Fuchida was moved as he read how the dynamic power of Christ had transformed DeShazer’s life and his attitude toward his former captors. The peace that DeShazer had discovered was exactly what Fuchida had been seeking. Since the American had found it in the Bible, Fuchida purchased one, despite his Shintoist heritage, to see for himself. It was the account of the crucifixion that grabbed Fuchida’s heart, particularly Jesus’ prayer at the time of His death, as recorded in Luke 23:34—"Father, forgive them; for they know not what they do."

Fuchida would later write:
I was impressed that I was certainly one of those for whom Jesus had prayed. The many men I had killed had been slaughtered in the name of patriotism, for I did not understand the love which Christ wishes to implant within every heart.

Reconciled to God...and Each Other
Fuchida began to tell others about Christ, as did DeShazer.

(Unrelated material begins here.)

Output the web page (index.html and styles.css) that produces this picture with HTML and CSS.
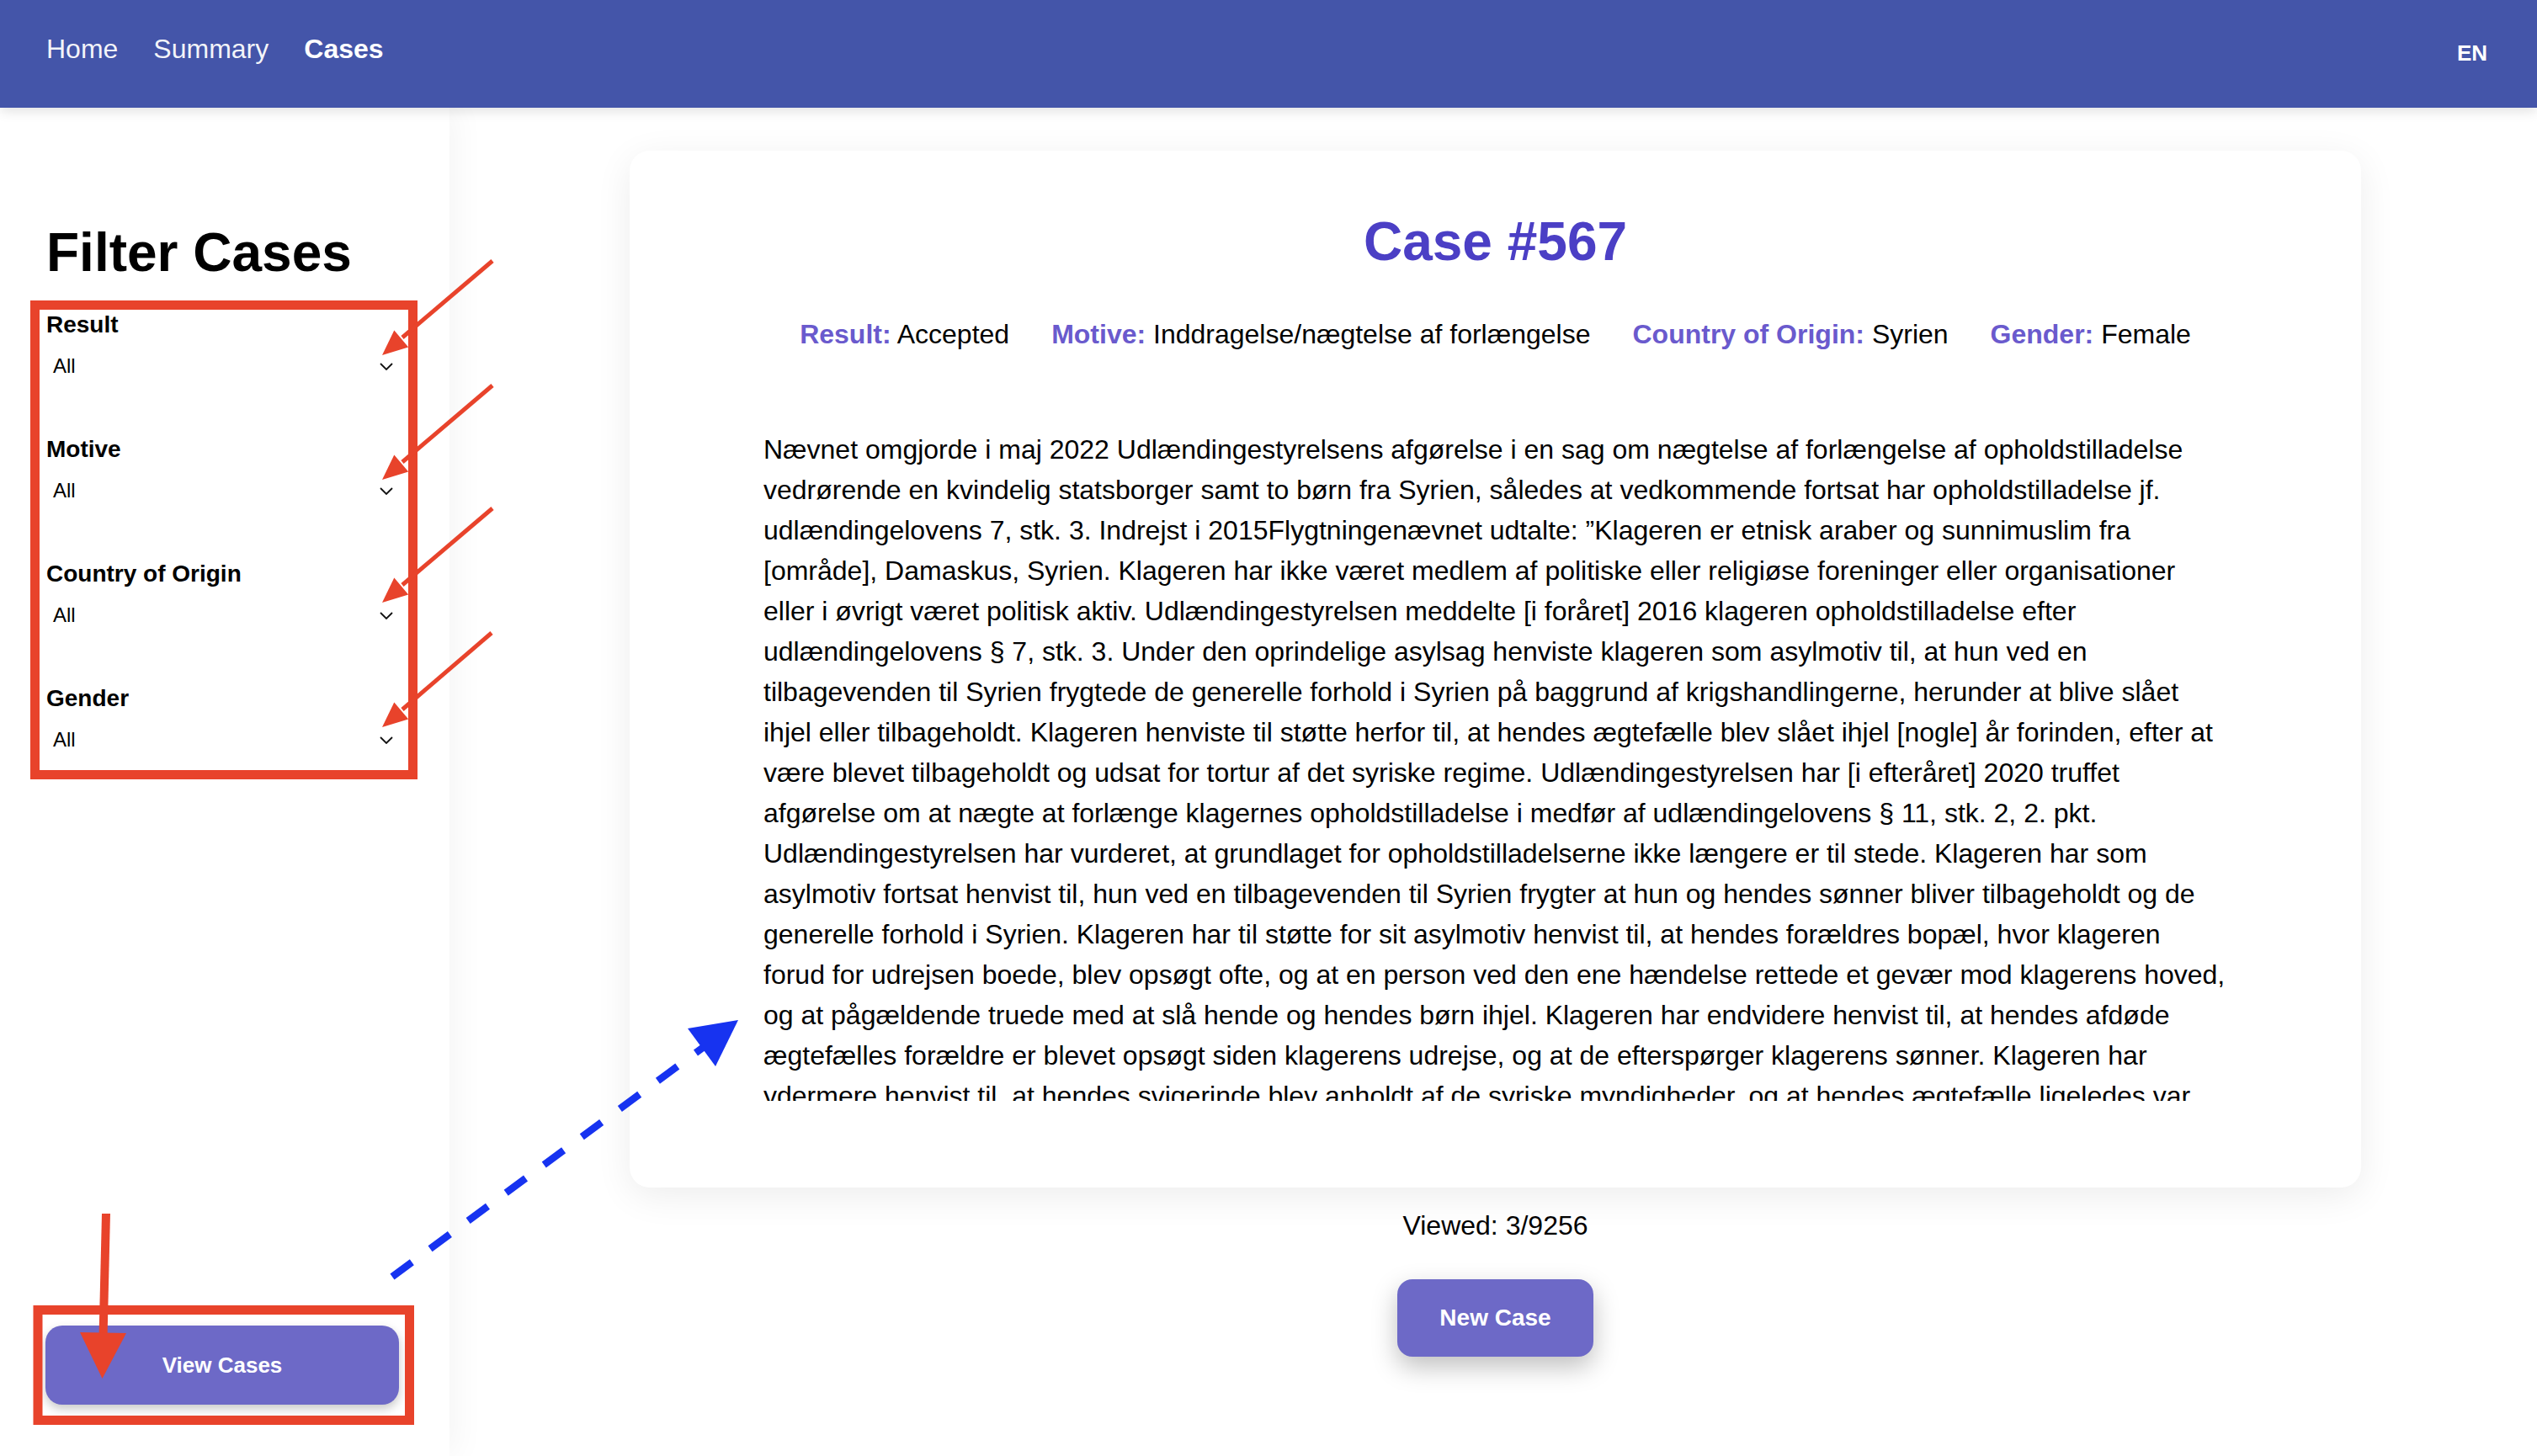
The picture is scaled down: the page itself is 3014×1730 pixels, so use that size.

In fact, they both spent many years as evangelists—DeShazer in Japan and Fuchida throughout Asia and the world.

Perhaps as important, the two former enemies became friends—a testament to God’s miraculous healing of hearts. Only after DeShazer and Fuchida were reconciled to God were they able to find forgiveness in their hearts for those who had sinned against them. They learned that without God’s forgiveness in their lives, they lacked the capacity and desire to forgive others.

The forgiveness that DeShazer and Fuchida found through Jesus Christ is as available today as it was during World War II.

• Maybe you have never experienced the pardon – the forgiveness - of Jesus. If so, you can follow Jacob DeShazer and ask Christ to forgive you and save you from sin’s destiny.
• Maybe you have “issues” with others. They could be spurred by any and all sorts of reasons but the consequence is the same, the hurt keeps you from experiencing God’s peace. You can seek God’s grace today to help you to forgive them. You can know the freedom available in Christ.